All multi-node analysis tools are MCP tools. They read from ~/.dryrun/history.db via HistoryStore::get_annotated, which joins the latest schema with each node's most recent activity row by schema_ref_hash.
Side-by-side stats for a specific table across all nodes.
Per-node breakdown (4 node(s)):
reltuples relpages seq_scan idx_scan table_size collected
primary 1,234,567 5,123 1,024 45,000 10 MB 2026-04-01 14:32
replica-1 1,234,567 5,123 12 45,000 10 MB 2026-04-01 14:30
replica-2 1,234,567 5,098 987,654 44,998 10 MB 2026-04-01 14:31
replica-3 1,234,567 5,123 203 45,000 10 MB 2026-04-01 14:28
Here replica-2 has 987k sequential scans while others sit under 1,100, pointing to a routing problem or a missing index on that replica's workload.
The output also includes per-index scan counts and flags indexes with zero scans across all nodes.
Health checks across all nodes. Pass a specific check or run them all:
detect(kind = "all")
detect(kind = "stale_stats")
detect(kind = "unused_indexes")
detect(kind = "anomalies")
detect(kind = "bloated_indexes")
stale_stats finds tables where ANALYZE hasn't run recently, broken down by node (7-day threshold):
Stale stats:
replica-2 public.events last analyzed 14 days ago
replica-2 public.audit_log never analyzed
Replicas don't run autovacuum, so last_analyze timestamps reflect manual ANALYZE runs only. A replica added months ago without scheduled ANALYZE will show "never analyzed" here.
unused_indexes reports indexes with zero scans on every node, not just one. This prevents false positives where an index looks unused on the primary but is critical for replica read queries:
Unused indexes (0 scans across all 4 nodes):
public.users idx_users_legacy_status 12 MB
public.orders idx_orders_old_region 8 MB
anomalies detects seq_scan imbalance (5x threshold):
Seq scan imbalance:
public.events replica-2 handles 812x more seq_scans than other nodes
bloated_indexes estimates index bloat from relpages vs expected pages (default threshold: 1.5x).
Autovacuum analysis using aggregated dead tuple counts but primary-only vacuum timestamps. Replicas don't run autovacuum, so their timestamps are always null. Using dead tuple counts from all nodes and vacuum timing from the primary gives accurate distance-to-trigger calculations.
The primary uses indexed lookups on orders, but a BI tool connected through replica-2 runs SELECT ... WHERE created_at BETWEEN ... without a covering index. Single-node monitoring on the primary shows nothing wrong. compare_nodes reveals replica-2 with millions of sequential scans.
Fix: add a covering index for the BI query pattern, or route analytics to a dedicated replica.
idx_users_legacy_email has idx_scan = 0 on the primary, but a replica might depend on it. detect unused_indexes checks all nodes.

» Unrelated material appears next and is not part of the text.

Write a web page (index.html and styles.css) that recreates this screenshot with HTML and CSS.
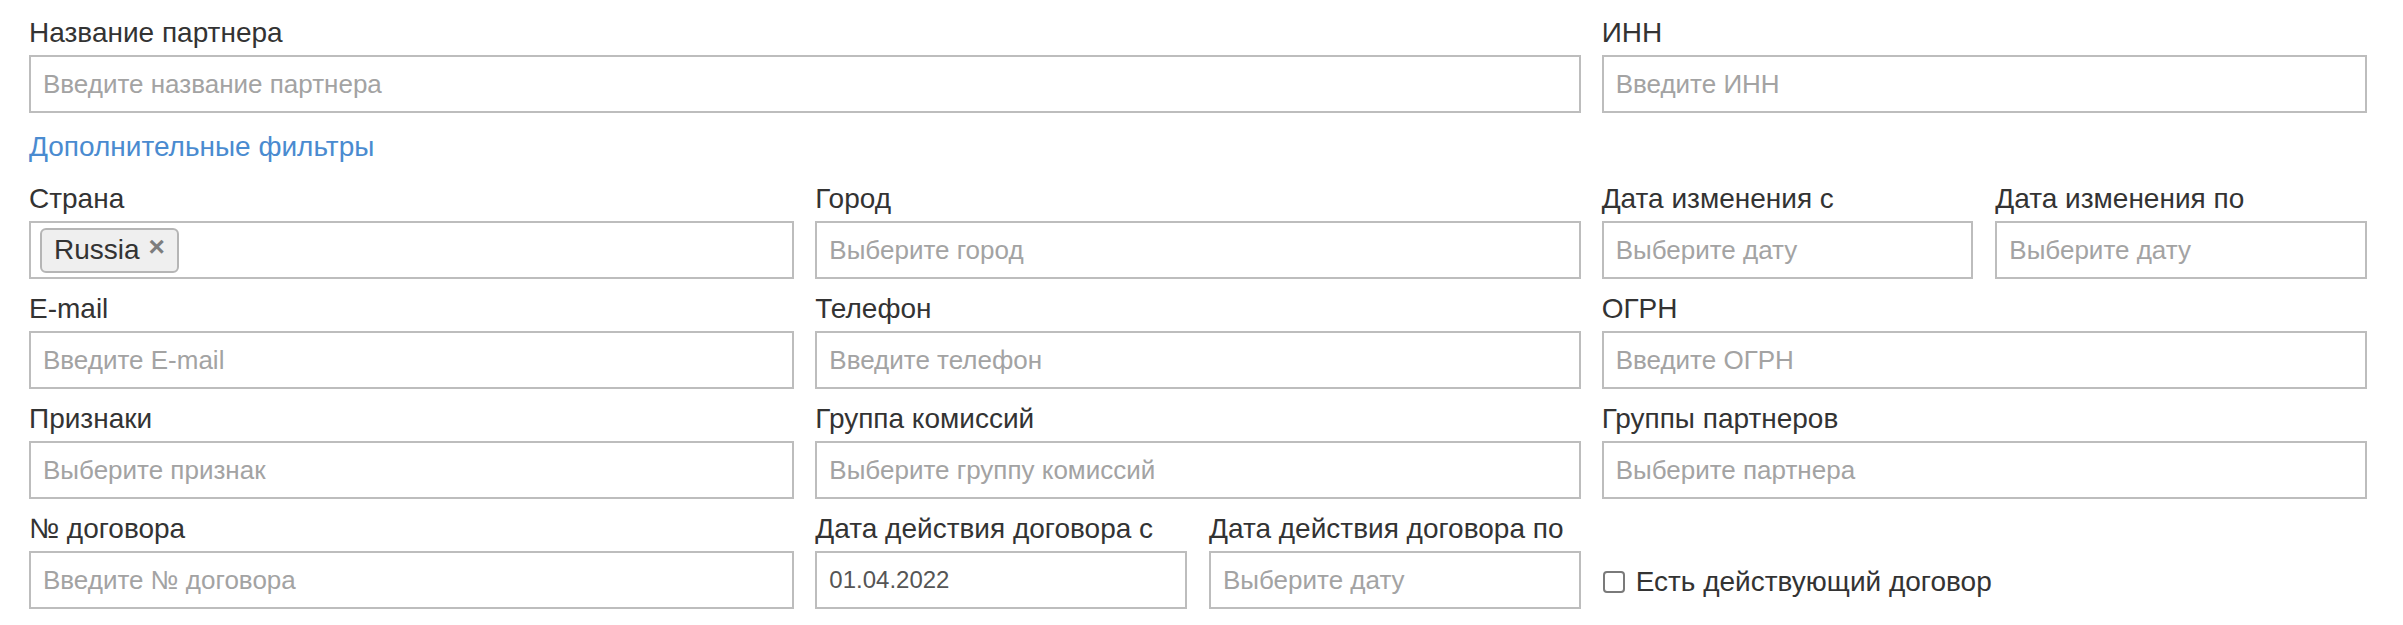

Zero everywhere, safe to drop. If one replica shows scans, you know which workload needs it before removing anything.
A connection pooler is supposed to round-robin across three replicas, but compare_nodes shows replica-1 handling 5x more traffic than the others. The imbalance detection flags it automatically.
Activity captures are lightweight and safe for cron. Take the primary snapshot first so activity rows have a schema_ref_hash to attach to:
# /etc/cron.d/dryrun-stats
0 2 * * * app dryrun --profile primary snapshot take
15 2 * * * app dryrun --profile replica1 snapshot activity --from "$REPLICA1_DB" --label replica1
15 2 * * * app dryrun --profile replica2 snapshot activity --from "$REPLICA2_DB" --label replica2
15 2 * * * app dryrun --profile replica3 snapshot activity --from "$REPLICA3_DB" --label replica3snapshot take is idempotent on a quiet schema; repeated runs produce the same schema_ref_hash, so re-attaching activity rows is automatic. Run it nightly alongside activity captures, or only after migrations if you want fewer rows in history.
Snapshots live in ~/.dryrun/history.db, keyed by (project_id, database_id, kind, schema_ref_hash, node_label). Activity rows from snapshot activity carry their --label in node_label; rows from snapshot take use an empty label. is_standby is auto-detected from pg_is_in_recovery() and enforced by the CLI: take requires false, activity requires true.
To export a snapshot for sharing or archiving:
dryrun snapshot exportWrites {project_id}/{database_id}/{timestamp}-{hash}.json.zst. The zstd-compressed JSON contains the schema row plus all attached planner and activity rows.